Project description:Abstract The coral–dinoflagellate symbiosis is increasingly disrupted by global and local anthropogenic stressors. Coral bleaching is primarily a result of high sea surface temperatures, while eutrophication is associated with reef ecosystem degradation. Excess inorganic nitrogen relative to phosphate has been proposed to directly sensitise corals to thermal bleaching and accelerate reef decline. We assessed the proteomic response of the dinoflagellate coral symbiont Symbiodinium microadriaticum to elevated temperatures under multiple nutrient conditions by mass spectrometry. Elevated temperatures resulted in reductions of many chloroplast proteins, particularly light-harvesting complexes, with simultaneous increases in chaperone proteins.

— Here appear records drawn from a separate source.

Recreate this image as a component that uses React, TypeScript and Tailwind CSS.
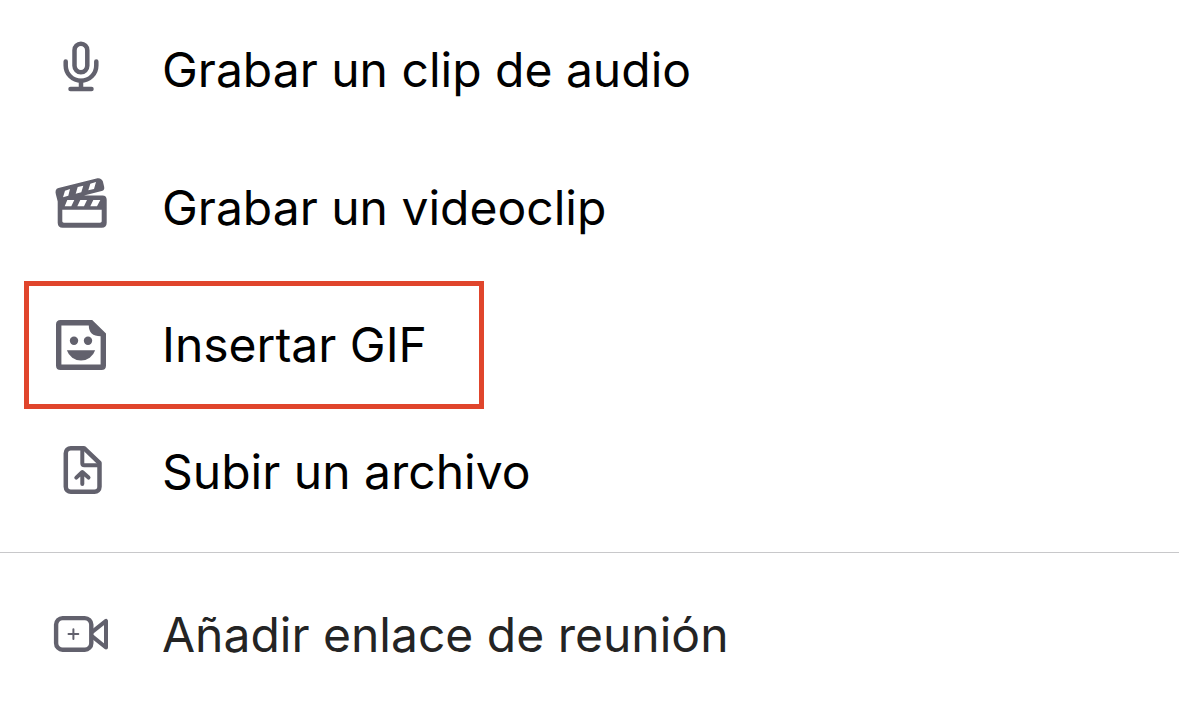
import clsx from 'clsx';
import type { ReactNode } from 'react';

const Icon = ({ children }: { children: ReactNode }) => (
  <svg
    viewBox="0 0 64 64"
    fill="none"
    stroke="currentColor"
    strokeLinecap="round"
    strokeLinejoin="round"
    aria-hidden="true"
    className="size-16 shrink-0 text-[#62616d]"
  >
    {children}
  </svg>
);

const MicIcon = () => (
  <Icon>
    <g strokeWidth="4.5">
      <rect x="25.5" y="5.8" width="12.8" height="28.4" rx="6.4" />
      <path d="M16.7 23.4v4a15.3 15.3 0 0 0 30.6 0v-4" />
      <path d="M32 43v8M21.5 51h21" />
    </g>
  </Icon>
);

const ClapperIcon = () => (
  <Icon>
    <path
      fill="currentColor"
      stroke="none"
      fillRule="evenodd"
      d="M9.5 12 47.5 2.4c3-.8 5.600.4 6.400 3.200l1.200 4.800c.6 2.400-.2 4-2.400 4.600L35 19.500h18.500c2.600 0 4.200 1.600 4.200 4.200v23c0 3.200-1.800 5-5 5h-39c-3.200 0-5-1.800-5-5V25.500L6.900 18.600c-.9-3.600-.2-5.800 2.600-6.600Z
        M16 14.700l5-1.700-1.700 6.700-5.300 1.600Z
        M28.700 11l5.600-1.300-2 6.600-5.600 1.400Z
        M41.300 7.700 47 6l-2 7-5.700 1.300Z
        M18.300 24h7l-3 6.300h-6.600Z
        M31.300 24H38l-3 6.300h-6.700Z
        M44.300 24h7L48 30.300h-6.700Z
        M13.300 33.700h39.400V45c0 1.100-.6 1.700-1.700 1.700H15c-1.100 0-1.700-.6-1.700-1.700Z"
    />
  </Icon>
);

const StickerIcon = () => (
  <Icon>
    <g fill="currentColor" stroke="none">
      <path
        fillRule="evenodd"
        d="M11.5 7h31.7L57 20.4v32.1c0 3-1.5 4.5-4.5 4.5h-41C8.5 57 7 55.5 7 52.5v-41C7 8.5 8.5 7 11.5 7Z
          M12.4 12.6v38.8h39.2V23.2c-3.8 0-7-.7-8.9-2.6s-2.9-4.6-2.9-8Z"
      />
      <circle cx="25" cy="27.8" r="4.2" />
      <circle cx="39" cy="27.8" r="4.2" />
      <path d="M17.9 37.3h28.2a14.8 14.8 0 0 1-28.2 0Z" />
    </g>
  </Icon>
);

const UploadIcon = () => (
  <Icon>
    <path
      strokeWidth="4.5"
      d="M21.8 8.2H35L50.5 23v23.8a5 5 0 0 1-5 5H21.8a5 5 0 0 1-5-5V13.2a5 5 0 0 1 5-5Z"
    />
    <path strokeWidth="4" d="M33.3 9v14.3a2 2 0 0 0 2 2H50" />
    <path strokeWidth="4" d="M33.3 44V32.2M27.3 37.6l6-5.6 6.2 5.6" />
  </Icon>
);

const MeetingIcon = () => (
  <Icon>
    <rect x="7.1" y="15.1" width="35.2" height="31.6" rx="6.5" strokeWidth="4.4" />
    <path strokeWidth="4" d="M43.5 28.6 57 17.9v26.6L43.5 33.6" />
    <path strokeWidth="2" d="M24.4 26.2v9.8M19.5 31.1h9.8" />
  </Icon>
);

interface MenuItemProps {
  icon: ReactNode;
  label: string;
  className: string;
}

const MenuItem = ({ icon, label, className }: MenuItemProps) => (
  <button
    type="button"
    className={clsx('flex items-center gap-[49px] text-left', className)}
  >
    {icon}
    <span>{label}</span>
  </button>
);

const App = () => (
  <main className="min-h-screen bg-white pt-px font-['Inter',sans-serif] text-[48px] leading-[60px] text-black">
    <div className="flex flex-col border-b border-[#c8c8ca] pb-[17px]">
      <MenuItem
        icon={<MicIcon />}
        label="Grabar un clip de audio"
        className="h-[138px] px-[49px]"
      />
      <MenuItem
        icon={<ClapperIcon />}
        label="Grabar un videoclip"
        className="h-[138px] px-[49px]"
      />
      {/* Highlighted entry */}
      <MenuItem
        icon={<StickerIcon />}
        label="Insertar GIF"
        className="mx-6 mt-1 h-32 self-start border-5 border-[#e0452c] pl-5 pr-13"
      />
      <MenuItem
        icon={<UploadIcon />}
        label="Subir un archivo"
        className="h-[126px] px-[49px]"
      />
    </div>
    <MenuItem
      icon={<MeetingIcon />}
      label="Añadir enlace de reunión"
      className="h-[164px] w-full px-[49px] text-[#242424]"
    />
  </main>
);

export default App;
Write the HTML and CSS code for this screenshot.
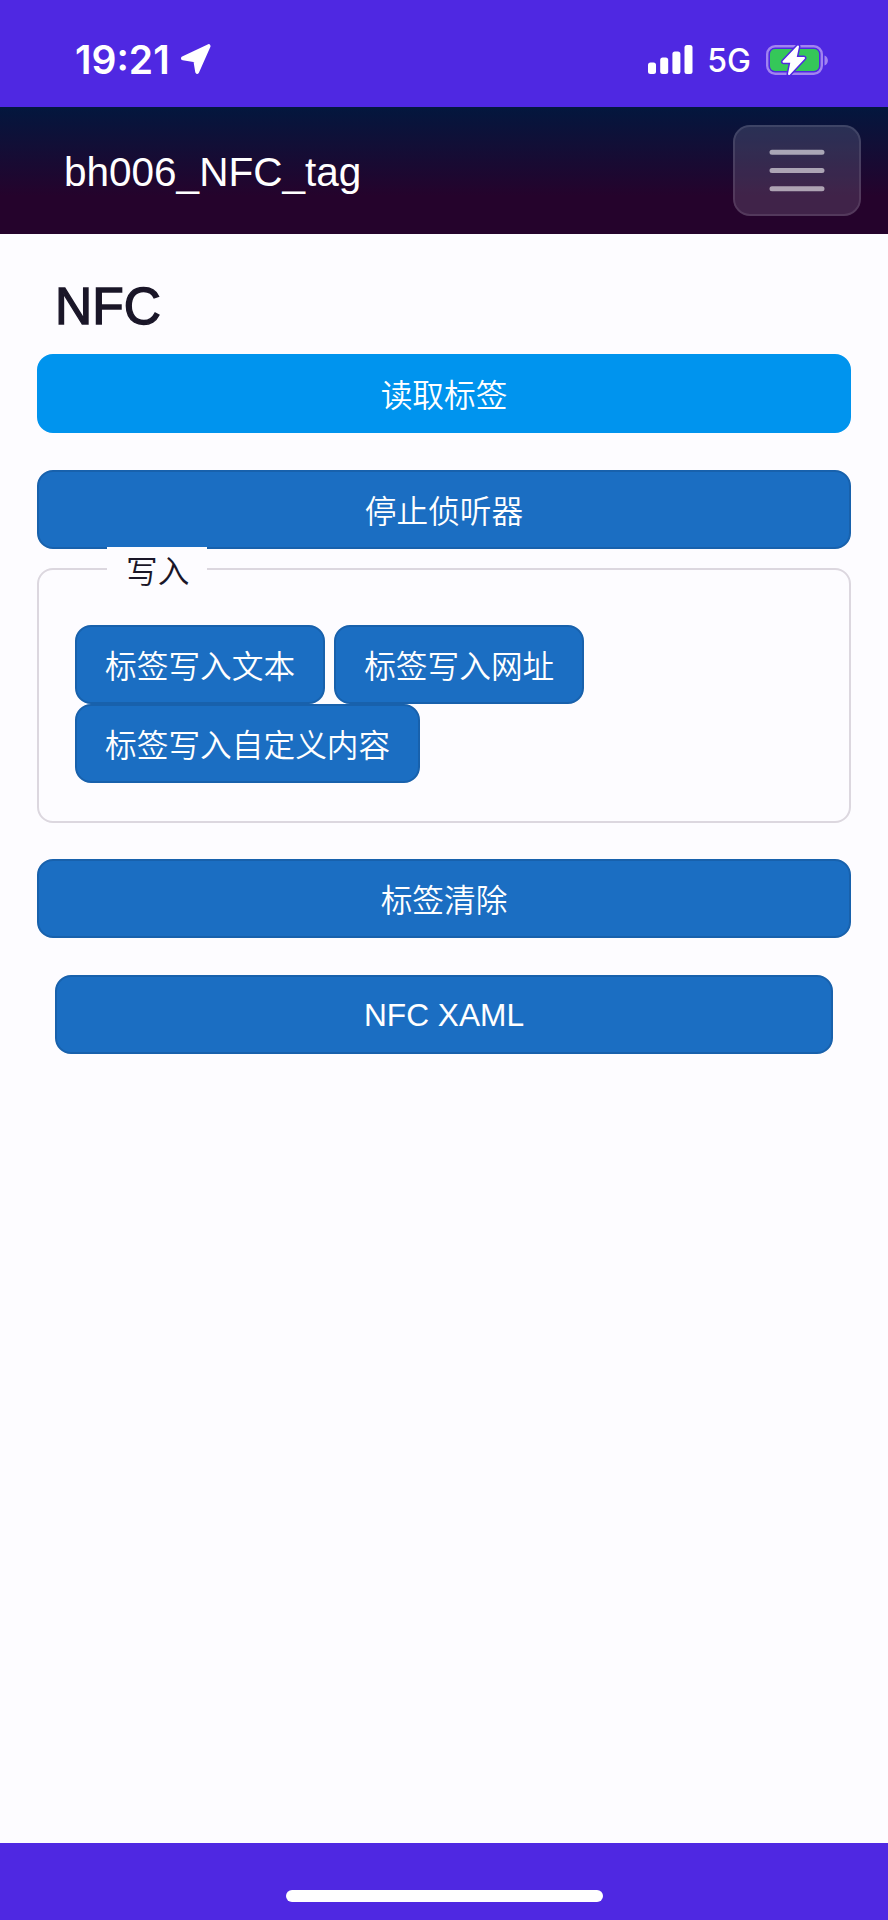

N:P imbalance had a larger effect on the proteome than temperature, but the biological processes and proteins responding to each stressor largely overlapped. The proteomes were highly similar at low N:P ratios but were strongly affected by phosphate starvation. High N:P ratios inhibited cell division, reflected by changes in proteins involved in protein translation. Imbalanced N:P did not increase sensitivity to high temperatures as measured by physiological means; however, imbalanced N:P strongly upregulated cell redox homeostasis proteins at high temperatures. As redox balance is critical during thermal bleaching, these data provide insight into the mechanisms of cellular responses to thermal and multiple stresses in the coral–dinoflagellate symbiosis.